Recent studies have established the promising therapeutic potential of targeting senescent cells. Senolytic drugs not only eliminate senescent cells but also restore key cellular and molecular hallmarks associated with senescence. Meharena and colleagues found that treating T21 NPCs with the senolytic drug combination of dasatinib plus quercetin ameliorated the senescence-associated genome-wide gene activity and chromatin architecture disruptions. Moreover, treatment with senolytics also restored the migratory and proliferative capacity in T21 NPCs, which are hallmark dysfunctions of the developing brain in individuals with Down syndrome.


(Meharena et al., 2022 | Cell Stem Cell) Senolytic drugs alleviate the dysfunctions induced by trisomy 21 in neural progenitor cells. Five days of dasatinib plus quercetin (DQ) treatment in trisomy 21 progenitor cells (Iso-T) restored the heterochromatin distribution, as measured by the co-localization of H3K9me3 and LMNB1 (E) and total LMNB1 levels (F) to similar levels observed in the non-T21 NPCs (Iso-E). Additionally, senolytic treatment in T21 NPCs reverted the gene regulation pattern of several key clusters to that of non-T21 (euploid) NPCs (G).

It is important to note that given the way that senolytics work, which is by eliminating senescent cells, that the cells treated likely did not undergo changes that reverted them back into a healthy state. Rather, the problematic senescence-like cells were likely eliminated, which improves the state of the remaining population of NPCs. 

But, in an interview with STAT, Meharena emphasized that the idea of using senolytics was just a proof of concept. “It wasn’t to show senolytics as a therapeutic intervention,” he said. “It’s still far too early for that.” Rather, he hopes that by identifying trisomy-induced senescence as a potential driver of the neurodevelopmental abnormalities seen in Down syndrome, his work might inspire new areas of research into future treatments.

Can anti-aging drugs treat Down syndrome?

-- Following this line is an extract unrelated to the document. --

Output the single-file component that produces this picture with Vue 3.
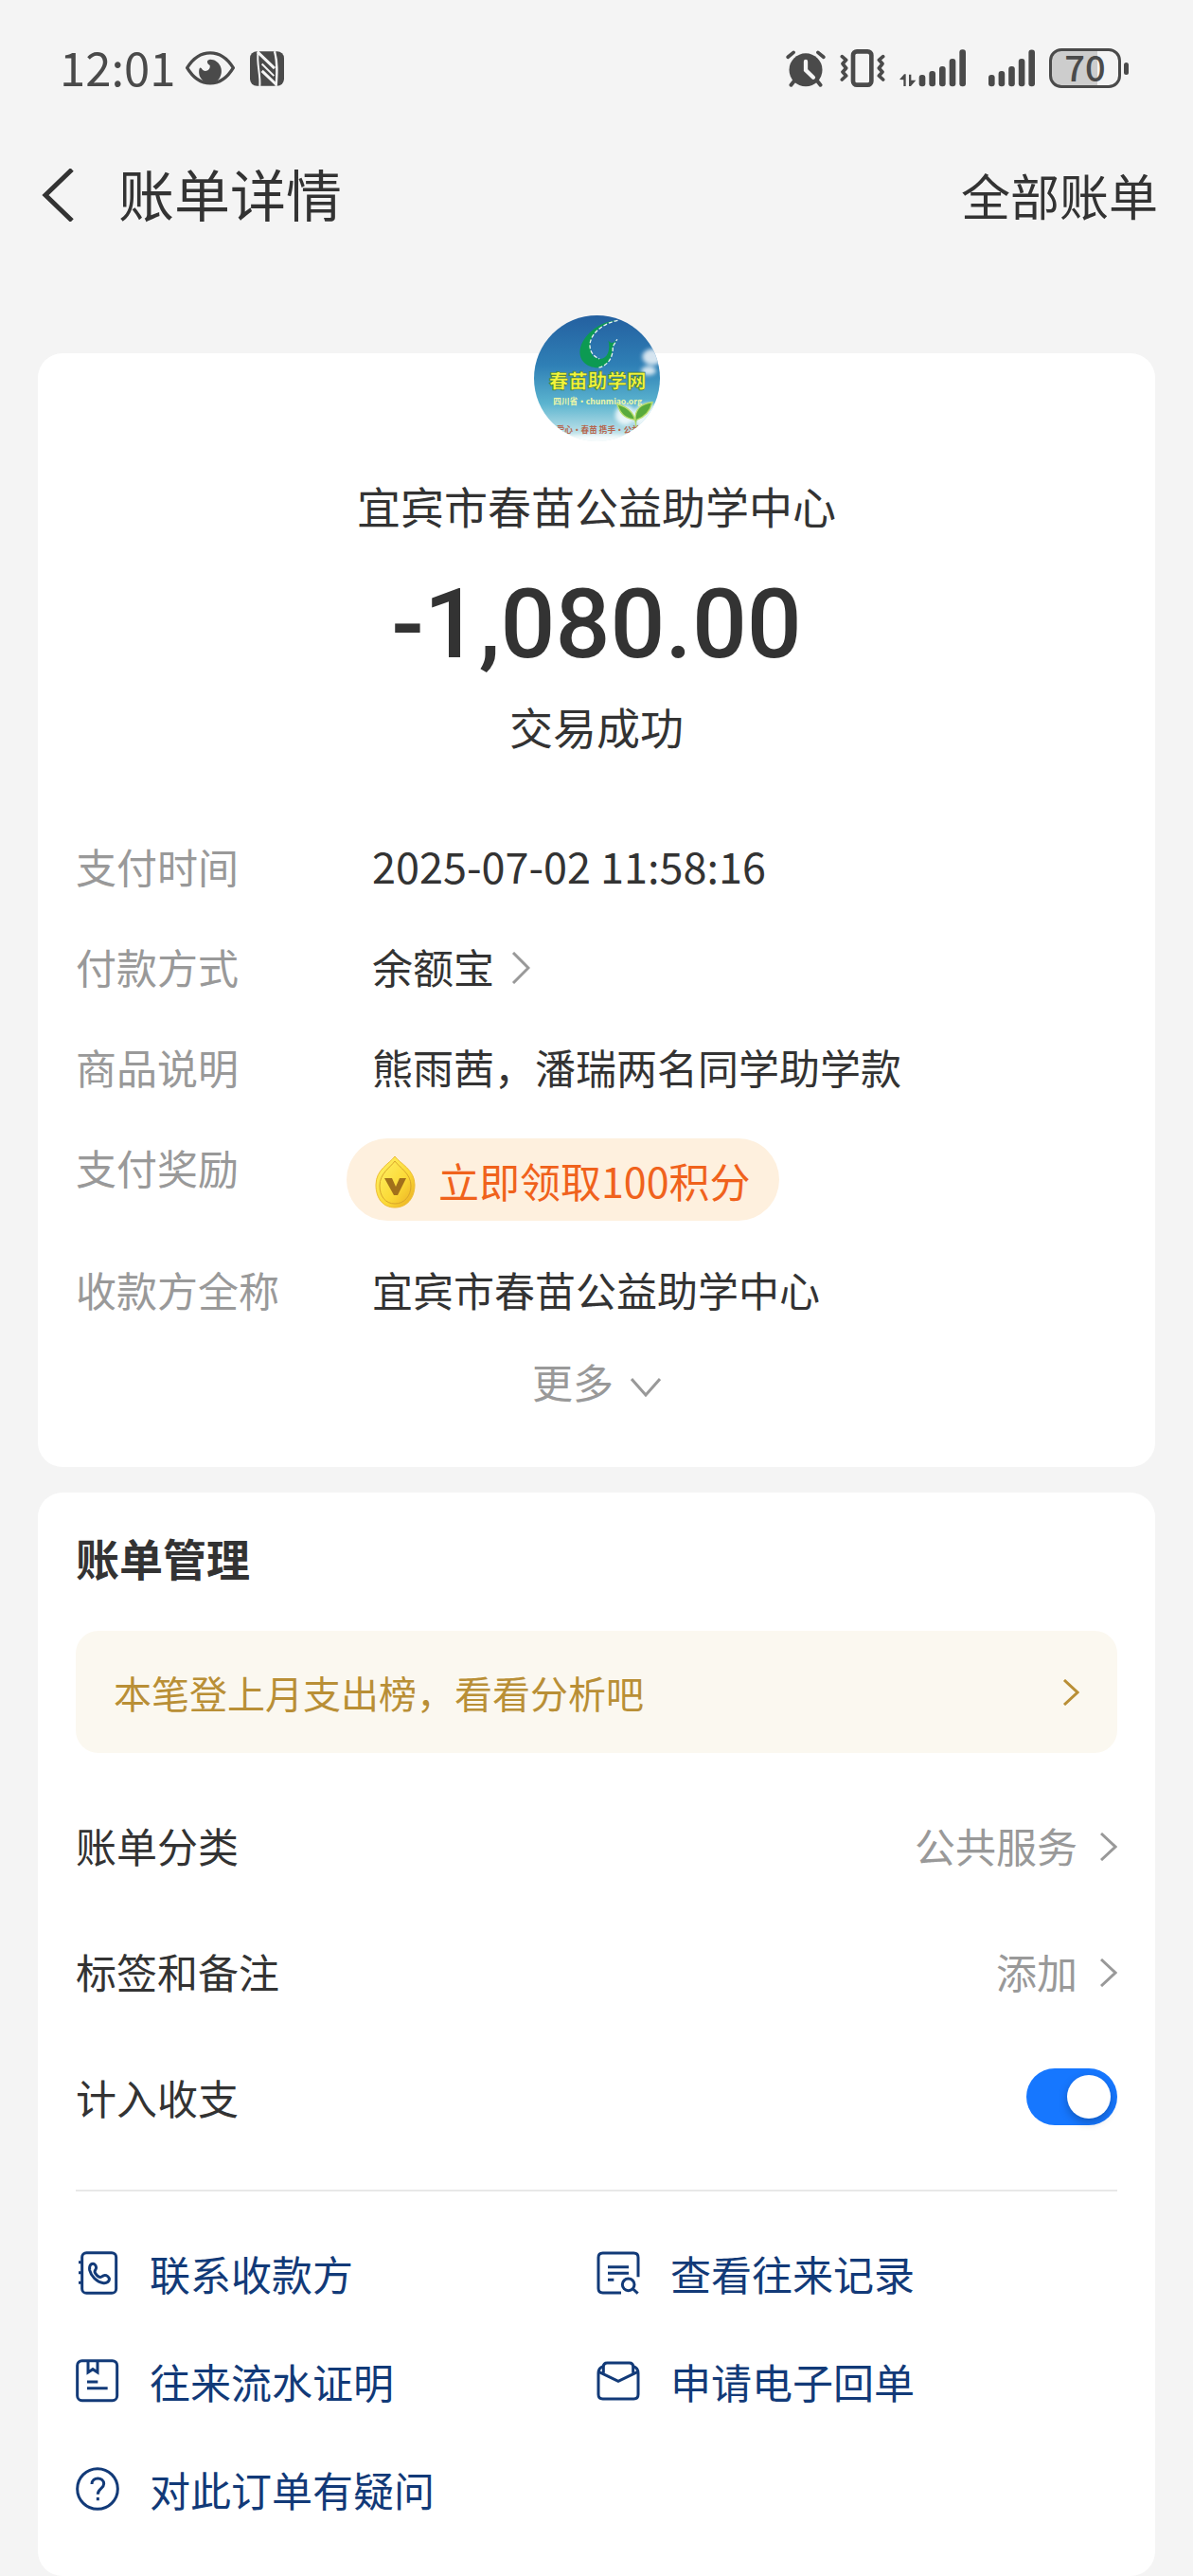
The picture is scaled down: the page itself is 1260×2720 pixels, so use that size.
<template>
  <div class="page">
    <div class="status-bar">
      <div class="status-group">
        <span class="clock">12:01</span>
        <svg class="eye" width="52" height="36" viewBox="0 0 156 108" fill="none">
          <path d="M5 53C44-10 112-10 151 53C112 118 44 118 5 53Z" stroke="#4a4a4a" stroke-width="10" />
          <path d="M78 26C64 28 68 40 77 45C80 62 58 70 50 54C42 46 40 70 46 82C58 106 92 108 106 88C126 60 106 26 78 26Z" fill="#4a4a4a" />
        </svg>
        <svg class="nfc" width="36" height="37" viewBox="0 0 108 110">
          <rect width="108" height="110" rx="22" fill="#4a4a4a" />
          <g fill="none" stroke="#f5f5f5">
            <path d="M26 0C20 40 34 70 31 110" stroke-width="6" />
            <path d="M78 0C88 36 86 70 83 110" stroke-width="7" />
            <path d="M24 2L78 54M38 62L84 106" stroke-width="9" />
            <path d="M38 40L76 78" stroke-width="6" />
          </g>
        </svg>
      </div>
      <div class="status-group right">
        <svg width="42" height="39" viewBox="0 0 126 118" fill="none" stroke="#4a4a4a" stroke-linecap="round">
          <circle cx="63" cy="63" r="53" fill="#4a4a4a" stroke="none" />
          <path d="M6 22L24 7M102 7L120 22" stroke-width="11" />
          <path d="M28 96L16 111M98 96L110 111" stroke-width="12" />
          <path d="M63 36V64L87 87" stroke="#f5f5f5" stroke-width="13" />
        </svg>
        <svg class="vibrate" width="48" height="40" viewBox="0 0 144 120" fill="none" stroke="#4a4a4a">
          <rect x="42" y="7" width="58" height="106" rx="12" stroke-width="14" />
          <g stroke-width="11" stroke-linejoin="round" stroke-linecap="round">
            <path d="M7 23L20 34L9 46L20 60L9 72L20 84L7 96" />
            <path d="M137 23L124 34L135 46L124 60L135 72L124 84L137 96" />
          </g>
        </svg>
        <svg class="signal" width="70" height="40" viewBox="0 0 210 120">
          <path d="M0 96L15 79H20V117H13V97ZM30 80H37V98H52L36 117H30Z" fill="#4a4a4a" />
          <rect v-for="bar in bars" :key="bar.x" :x="bar.x + 62" :y="bar.y" width="20" :height="118 - bar.y" rx="9" fill="#4a4a4a" />
        </svg>
        <svg class="signal-second" width="49" height="40" viewBox="0 0 148 120">
          <rect v-for="bar in bars" :key="bar.x" :x="bar.x" :y="bar.y" width="20" :height="118 - bar.y" rx="9" fill="#4a4a4a" />
        </svg>
        <div class="battery">70</div>
        <span class="battery-tip"></span>
      </div>
    </div>

    <header class="nav-bar">
      <button class="back" aria-label="返回">
        <svg width="34" height="56" viewBox="0 0 34 56" fill="none" stroke="#333" stroke-width="5">
          <path d="M32 1L4 28L32 55" />
        </svg>
      </button>
      <h1>账单详情</h1>
      <a href="#" class="all-bills">全部账单</a>
    </header>

    <main>
      <section class="card summary">
        <svg class="avatar" width="133" height="133" viewBox="0 0 200 200" role="img" aria-label="春苗助学网">
          <defs>
            <linearGradient id="sky" x1="0" y1="0" x2="0" y2="1">
              <stop offset="0" stop-color="#2460a0" />
              <stop offset="0.4" stop-color="#2f80b6" />
              <stop offset="0.7" stop-color="#5bb4cf" />
              <stop offset="1" stop-color="#d9eef0" />
            </linearGradient>
            <clipPath id="round"><circle cx="100" cy="100" r="100" /></clipPath>
            <filter id="soft"><feGaussianBlur stdDeviation="3" /></filter>
          </defs>
          <g clip-path="url(#round)">
            <rect width="200" height="200" fill="url(#sky)" />
            <g fill="#fff" filter="url(#soft)" opacity="0.8">
              <ellipse cx="188" cy="66" rx="16" ry="13" />
              <ellipse cx="182" cy="88" rx="12" ry="7" />
              <circle cx="145" cy="158" r="16" />
              <ellipse cx="180" cy="160" rx="22" ry="20" />
              <ellipse cx="100" cy="198" rx="70" ry="9" />
            </g>
            <path d="M133 8C104 10 82 28 74 50C68 72 86 84 103 83C100 80 96 72 92 62C84 46 92 30 104 20C112 14 122 10 133 8Z" fill="#0c9a52" />
            <path d="M92 62C96 74 100 82 103 83C118 80 124 66 125 50L132 38C126 46 121 44 118 40C122 56 116 70 104 69C98 68 94 66 92 62Z" fill="#0c9a52" />
            <path d="M133 8C112 12 92 26 89 44C87 58 96 66 104 69M103 83C122 78 126 60 125 50L132 38" fill="none" stroke="#e8f5f0" stroke-width="2" stroke-dasharray="6 3" />
            <text x="101" y="116" class="avatar-name">春苗助学网</text>
            <text x="101" y="141" class="avatar-url">四川省·chunmiao.org</text>
            <path d="M162 178C162 158 152 146 132 141C138 160 148 164 161 166C160 150 170 140 188 138C184 154 174 162 163 166" fill="#58aa3c" stroke="#b8dc6c" stroke-width="2" />
            <text x="102" y="187" class="avatar-slogan">爱心·春苗 携手·公益</text>
          </g>
        </svg>
        <p class="payee">宜宾市春苗公益助学中心</p>
        <p class="amount">-1,080.00</p>
        <p class="state">交易成功</p>

        <dl class="details">
          <div class="detail">
            <dt>支付时间</dt>
            <dd class="time">2025-07-02 11:58:16</dd>
          </div>
          <div class="detail">
            <dt>付款方式</dt>
            <dd>
              <button class="method">
                余额宝
                <svg class="arrow" width="20" height="34" viewBox="0 0 20 34" fill="none" stroke="#999" stroke-width="3">
                  <path d="M2 1L18 17L2 33" />
                </svg>
              </button>
            </dd>
          </div>
          <div class="detail">
            <dt>商品说明</dt>
            <dd>熊雨茜，潘瑞两名同学助学款</dd>
          </div>
          <div class="detail">
            <dt>支付奖励</dt>
            <dd>
              <button class="reward">
                <svg class="arrow" width="43" height="56" viewBox="0 0 43 56">
                  <defs>
                    <linearGradient id="gold" x1="0" y1="0" x2="1" y2="1">
                      <stop offset="0" stop-color="#fff36a" />
                      <stop offset="0.6" stop-color="#fbd936" />
                      <stop offset="1" stop-color="#e9aa20" />
                    </linearGradient>
                  </defs>
                  <path d="M21 1C27 9 42 15 42 31C42 46 33 55 21 55C9 55 1 46 1 31C1 15 15 9 21 1Z" fill="url(#gold)" stroke="#eebd35" />
                  <path d="M21 6C26 13 38 19 38 32C38 43 31 51 21 51C11 51 5 43 5 32C5 19 16 13 21 6Z" fill="none" stroke="#d9a52b" />
                  <path d="M10 24H18L22 33L26 24H33L24 42H20Z" fill="#a2701b" />
                </svg>
                立即领取100积分
              </button>
            </dd>
          </div>
          <div class="detail">
            <dt>收款方全称</dt>
            <dd>宜宾市春苗公益助学中心</dd>
          </div>
        </dl>

        <button class="more">
          更多
          <svg class="arrow-down" width="32" height="20" viewBox="0 0 32 20" fill="none" stroke="#999" stroke-width="3">
            <path d="M1 1L16 18L31 1" />
          </svg>
        </button>
      </section>

      <section class="card manage">
        <h2>账单管理</h2>
        <a href="#" class="tip">
          本笔登上月支出榜，看看分析吧
          <svg width="18" height="28" viewBox="0 0 18 28" fill="none" stroke="#b98f36" stroke-width="3">
            <path d="M2 1L16 14L2 27" />
          </svg>
        </a>

        <div v-for="item in settings" :key="item.label" class="setting">
          <span>{{ item.label }}</span>
          <button class="setting-value">
            {{ item.value }}
            <svg class="arrow" width="18" height="30" viewBox="0 0 18 30" fill="none" stroke="#999" stroke-width="3">
              <path d="M1 1L16 15L1 29" />
            </svg>
          </button>
        </div>
        <div class="setting">
          <label for="include">计入收支</label>
          <input id="include" v-model="included" type="checkbox" role="switch" class="switch" />
        </div>

        <nav class="links">
          <a href="#" class="link">
            <svg viewBox="0 0 138 138">
              <rect x="20" y="5" width="108" height="128" rx="14" />
              <path d="M9 35H20M9 68H20M9 100H20" />
              <path d="M48 42C56 36 64 42 65 52C65 60 56 62 62 70C68 79 76 86 84 80C92 72 102 78 106 86C108 96 98 102 88 101C66 98 48 78 44 60C43 52 44 46 48 42Z" />
            </svg>
            联系收款方
          </a>
          <a href="#" class="link">
            <svg viewBox="0 0 138 138">
              <path d="M78 132H20Q6 132 6 118V20Q6 6 20 6H118Q132 6 132 20V82" />
              <path d="M36 50H102M36 70H102M36 91H55" />
              <circle cx="101" cy="106" r="19" />
              <path d="M116 120L131 134" />
            </svg>
            查看往来记录
          </a>
          <a href="#" class="link">
            <svg viewBox="0 0 138 138">
              <rect x="5" y="5" width="126" height="126" rx="15" />
              <path d="M39 5V42L54 32L69 42V5M36 72H70M36 92H101" />
            </svg>
            往来流水证明
          </a>
          <a href="#" class="link">
            <svg viewBox="0 0 138 138">
              <path d="M22 44V24Q22 12 34 12H104Q116 12 116 24V44" />
              <path d="M22 22Q6 28 6 44V112Q6 126 20 126H118Q132 126 132 112V44Q132 28 116 22" />
              <path d="M7 40L69 70L131 40" />
            </svg>
            申请电子回单
          </a>
          <a href="#" class="link">
            <svg viewBox="0 0 138 138">
              <circle cx="69" cy="69" r="64" />
              <path d="M51 54C51 30 89 30 89 53C89 68 70 68 70 86M70 96V106" />
            </svg>
            对此订单有疑问
          </a>
        </nav>
      </section>
    </main>
  </div>
</template>

<script setup>
import { ref } from 'vue';

const included = ref(true);

const settings = [
  { label: '账单分类', value: '公共服务' },
  { label: '标签和备注', value: '添加' }
];

// signal bars, shortest first
const bars = [
  { x: 0, y: 81 },
  { x: 32, y: 69 },
  { x: 64, y: 54 },
  { x: 96, y: 30 },
  { x: 128, y: 1 }
];
</script>

<style>
body {
  background-color: #f4f4f4;
}
</style>

<style scoped>
.page {
  font-family: "Noto Sans CJK SC", sans-serif;
  font-size: 43px;
  line-height: 60px;
  color: #333;
}

h1,
h2,
p,
dl,
dd {
  margin: 0;
}

button {
  padding: 0;
  border: none;
  background: none;
  font: inherit;
  color: inherit;
  cursor: pointer;
}

a {
  color: inherit;
  text-decoration: none;
}

svg {
  flex-shrink: 0;
}

/* Status bar */
.status-bar {
  display: flex;
  justify-content: space-between;
  align-items: center;
  height: 144px;
  padding: 0 68px 0 63px;
  color: #4a4a4a;
}

.status-group {
  display: flex;
  align-items: center;
}

.clock {
  padding-bottom: 4px;
  font-size: 49px;
}

.eye {
  margin-left: 11px;
}

.nfc {
  margin-left: 16px;
}

.vibrate {
  margin-left: 15px;
}

.signal {
  margin-left: 15px;
}

.signal-second {
  margin-left: 24px;
}

.battery {
  box-sizing: border-box;
  width: 76px;
  height: 42px;
  margin-left: 15px;
  border: 3px solid #4a4a4a;
  border-radius: 13px;
  background: linear-gradient(90deg, #cdcdcd 69%, transparent 69%);
  font-size: 38px;
  font-weight: 500;
  line-height: 32px;
  text-align: center;
}

.battery-tip {
  width: 5px;
  height: 13px;
  margin-left: 3px;
  border-radius: 3px;
  background-color: #4a4a4a;
}

/* Title bar */
.nav-bar {
  display: flex;
  align-items: center;
  height: 124px;
  padding: 0 37px 0 44px;
}

.back {
  display: flex;
}

h1 {
  margin-left: 47px;
  padding-bottom: 4px;
  font-size: 59px;
  font-weight: 400;
}

.all-bills {
  margin-left: auto;
  font-size: 52px;
}

/* Cards */
main {
  padding: 105px 40px 2px;
}

.card {
  padding: 0 40px;
  border-radius: 26px;
  background-color: #fff;
}

.summary {
  display: flex;
  flex-direction: column;
  align-items: center;
  padding-bottom: 61px;
}

.avatar {
  margin-top: -40px;
}

.avatar-name {
  fill: #f2f43a;
  stroke: #3f7a3a;
  stroke-width: 1px;
  font-size: 31px;
  font-weight: 900;
  text-anchor: middle;
}

.avatar-url {
  fill: #eef7a8;
  font-size: 13px;
  font-weight: 700;
  text-anchor: middle;
}

.avatar-slogan {
  fill: #b5664e;
  font-size: 13px;
  font-weight: 700;
  text-anchor: middle;
}

.payee,
.state {
  font-size: 46px;
}

.payee {
  margin-top: 37px;
}

.amount {
  margin-top: 36px;
  font-family: Roboto, sans-serif;
  font-size: 102px;
  font-weight: 500;
  line-height: 120px;
}

.state {
  margin-top: 17px;
}

.details {
  display: flex;
  flex-direction: column;
  gap: 46px;
  width: 100%;
  margin-top: 88px;
}

.detail {
  display: flex;
  align-items: flex-start;
}

dt {
  width: 313px;
  flex-shrink: 0;
  color: #999;
}

.time {
  font-size: 45px;
}

.method,
.more {
  display: flex;
  align-items: center;
  gap: 18px;
}

.arrow {
  margin-top: 4px;
}

.arrow-down {
  margin-top: 14px;
}

.reward {
  display: flex;
  align-items: center;
  gap: 24px;
  height: 87px;
  margin-left: -27px;
  margin-bottom: -4px;
  padding: 0 30px;
  border-radius: 44px;
  background-color: #fef0de;
  color: #f0621c;
}

.more {
  margin-top: 37px;
  color: #999;
}

.manage {
  margin-top: 27px;
  padding-top: 38px;
  padding-bottom: 62px;
}

h2 {
  font-size: 46px;
  font-weight: 700;
}

.tip {
  display: flex;
  justify-content: space-between;
  align-items: center;
  height: 129px;
  margin: 48px 0 30px;
  padding: 0 40px;
  border-radius: 24px;
  background-color: #fbf8f0;
  font-size: 40px;
  color: #b98f36;
}

.setting {
  display: flex;
  justify-content: space-between;
  align-items: center;
  height: 133px;
}

.setting-value {
  display: flex;
  align-items: center;
  gap: 24px;
  color: #999;
}

.switch {
  appearance: none;
  width: 96px;
  height: 60px;
  margin: 0;
  padding: 7px;
  box-sizing: border-box;
  border-radius: 30px;
  background-color: #ccc;
  cursor: pointer;
}

.switch::before {
  content: "";
  display: block;
  width: 46px;
  height: 46px;
  border-radius: 50%;
  background-color: #fff;
  box-shadow: 0 4px 10px rgba(0, 0, 0, 0.25);
}

.switch:checked {
  background-color: #1677ff;
}

.switch:checked::before {
  margin-left: auto;
}

.links {
  display: grid;
  grid-template-columns: 1fr 1fr;
  row-gap: 54px;
  margin-top: 32px;
  padding-top: 56px;
  border-top: 2px solid #e8e8e8;
}

.link {
  display: flex;
  align-items: center;
  gap: 32px;
  color: #123a78;
}

.link svg {
  width: 46px;
  height: 46px;
  fill: none;
  stroke: #123a78;
  stroke-width: 9px;
}
</style>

While the new research points to some new explanations as to the causes of Down syndrome characteristics in brain cells, it raises many questions as to how the disease unfolds. For example, the stem cells from these Down syndrome patients did not exhibit the same disrupted nuclear organization seen in NPCs. According to Meharena, “Whatever disruption is happening is kicking in at the neural progenitor state,” he said.
This begs the question: what’s going on in these stem cells that is holding the proper nuclear architecture in place? “If we can learn why stem cells seem to be able to incorporate the additional chromosome without any major issues, maybe we can apply that to therapeutic interventions,” said Meharena. “At the very least, we hope it opens up new avenues for how we look at Down syndrome — that there seems to be this whole other element that plays on a different timeline that we really need to explore more.”